The statistics office also said Monday:
Industrial output rose 5.7% vs 5.3% seen by economists Retail sales increased 8.2% vs 8.1% forecast Fixed-asset investment climbed 5.9% last year from 2017 vs forecast of 6% The urban monthly surveyed unemployment rate was 4.9% at end-December
So far, the government and central bank have tried to stimulate the economy without resorting to a massive credit flood and infrastructure binge like in 2009. The People’s Bank of China has been quietly guiding interbank borrowing costs down without actually cutting official interest rates, and the fiscal authorities have pressed on with tax cuts and expedited government bond sales, among other policies.
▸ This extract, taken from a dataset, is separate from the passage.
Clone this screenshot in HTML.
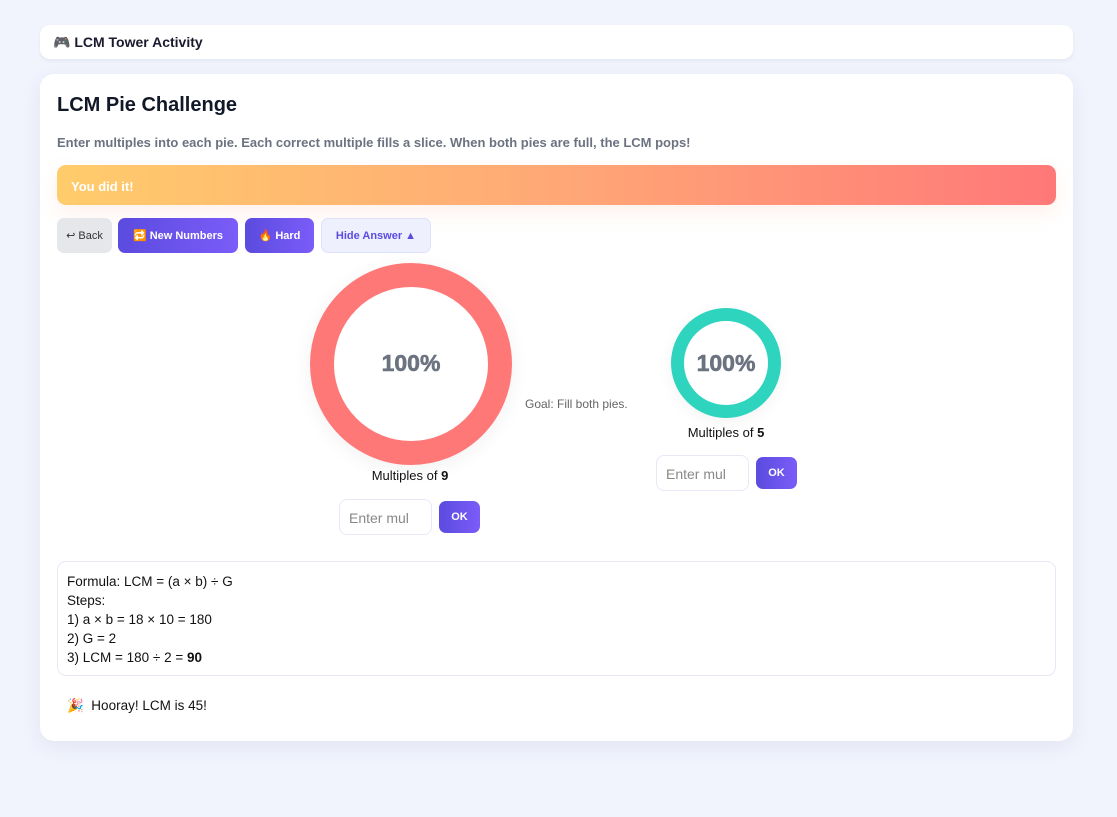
<!DOCTYPE html>
<html><head><meta charset="utf-8"><style>
body{margin:0;width:1117px;height:817px;background:#f1f4fd;font-family:"Liberation Sans","Noto Sans CJK SC",sans-serif;position:relative;overflow:hidden}
.a{position:absolute}
.top{left:40px;top:25px;width:1033px;height:34px;background:#fff;border-radius:10px;box-shadow:0 2px 4px rgba(0,0,0,.06)}
.card{left:40px;top:74px;width:1033px;height:667px;background:#fff;border-radius:14px;box-shadow:0 6px 20px rgba(60,70,120,.08)}
.btn{position:absolute;top:218px;height:35px;border-radius:7px;font-size:11px;font-weight:bold;display:flex;align-items:center;justify-content:center;box-sizing:border-box}
.pur{background:linear-gradient(90deg,#5b4bdf,#7b5cf8);color:#fff}
.inp{position:absolute;height:36px;border:1px solid #e6e9f5;border-radius:8px;box-sizing:border-box;color:#888;font-size:14px;padding:10px 9px}
.ok{position:absolute;width:41px;height:32px;border-radius:7px;font-size:11px;font-weight:bold;color:#fff;background:linear-gradient(90deg,#5b4bdf,#7b5cf8);display:flex;align-items:center;justify-content:center}
.pct{font-size:23px;font-weight:bold;color:#6b7280;text-align:center;-webkit-text-stroke:0.6px #6b7280}
</style></head><body>
<div class="a top"></div>
<div class="a" style="left:53px;top:34px;font-size:14px;font-weight:bold;color:#1a1a2e">🎮 LCM Tower Activity</div>
<div class="a card"></div>
<div class="a" style="left:57px;top:94px;font-size:20px;font-weight:bold;color:#111827">LCM Pie Challenge</div>
<div class="a" style="left:57px;top:135px;font-size:13px;font-weight:bold;color:#6b7280">Enter multiples into each pie. Each correct multiple fills a slice. When both pies are full, the LCM pops!</div>
<div class="a" style="left:57px;top:165px;width:999px;height:40px;border-radius:9px;background:linear-gradient(90deg,#ffcc6b,#ffa876 50%,#ff7878);box-shadow:0 8px 20px rgba(255,160,120,.15)"></div>
<div class="a" style="left:71px;top:179px;font-size:13px;font-weight:bold;color:#fff">You did it!</div>
<div class="btn" style="left:57px;width:55px;background:#e5e7eb;color:#333;font-weight:normal">↩ Back</div>
<div class="btn pur" style="left:118px;width:120px">🔁 New Numbers</div>
<div class="btn pur" style="left:245px;width:69px">🔥 Hard</div>
<div class="btn" style="left:321px;width:110px;background:#eef0fe;border:1px solid #dfe2fb;color:#5b4bdf">Hide Answer ▲</div>

<div class="a" style="left:310px;top:263px;width:154px;height:154px;border:24px solid #ff7878;border-radius:50%;background:#fff;box-shadow:0 4px 20px rgba(0,0,0,.06)"></div>
<div class="a pct" style="left:310px;top:350px;width:202px">100%</div>
<div class="a" style="left:310px;top:468px;width:200px;text-align:center;font-size:13px;color:#111">Multiples of <b>9</b></div>
<div class="inp" style="left:339px;top:499px;width:93px">Enter mul</div>
<div class="ok" style="left:439px;top:501px">OK</div>

<div class="a" style="left:525px;top:397px;font-size:12px;color:#666">Goal: Fill both pies.</div>

<div class="a" style="left:671px;top:308px;width:84px;height:84px;border:13px solid #2fd4bf;border-radius:50%;background:#fff;box-shadow:0 4px 16px rgba(0,0,0,.05)"></div>
<div class="a pct" style="left:671px;top:350px;width:110px">100%</div>
<div class="a" style="left:671px;top:425px;width:110px;text-align:center;font-size:13px;color:#111">Multiples of <b>5</b></div>
<div class="inp" style="left:656px;top:455px;width:93px">Enter mul</div>
<div class="ok" style="left:756px;top:457px">OK</div>

<div class="a" style="left:57px;top:561px;width:997px;height:113px;border:1px solid #e6e9f5;border-radius:9px"></div>
<div class="a" style="left:67px;top:572px;font-size:13.5px;line-height:19px;color:#111">Formula: LCM = (a × b) ÷ G<br>Steps:<br>1) a × b = 18 × 10 = 180<br>2) G = 2<br>3) LCM = 180 ÷ 2 = <b>90</b></div>
<div class="a" style="left:67px;top:698px;font-size:13.5px;color:#111">🎉&nbsp; Hooray! LCM is 45!</div>
</body></html>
With President Xi Jinping’s top economic aide Liu He heading to the U.S. this month, the challenging economic background adds pressure to reach a deal on trade.
Due to the massive size of its market, China’s slowdown is also bringing pain to companies and industries worldwide. Auto sales in the most populous nation dropped for the first time in three decades last year, hurting prospects of not only local manufacturers but also of companies such as Volkswagen AG and Toyota Motor Corp.
Meantime, a downturn in iPhone sales in China has hurt Apple Inc.’s share price this month and raised question marks over whether the consumer can keep cushioning the economy’s rebalancing away from the old smokestack industries.
If the slowdown deepens, authorities may resort to more aggressive easing such as relaxing property purchasing curbs in the biggest cities, economists have speculated.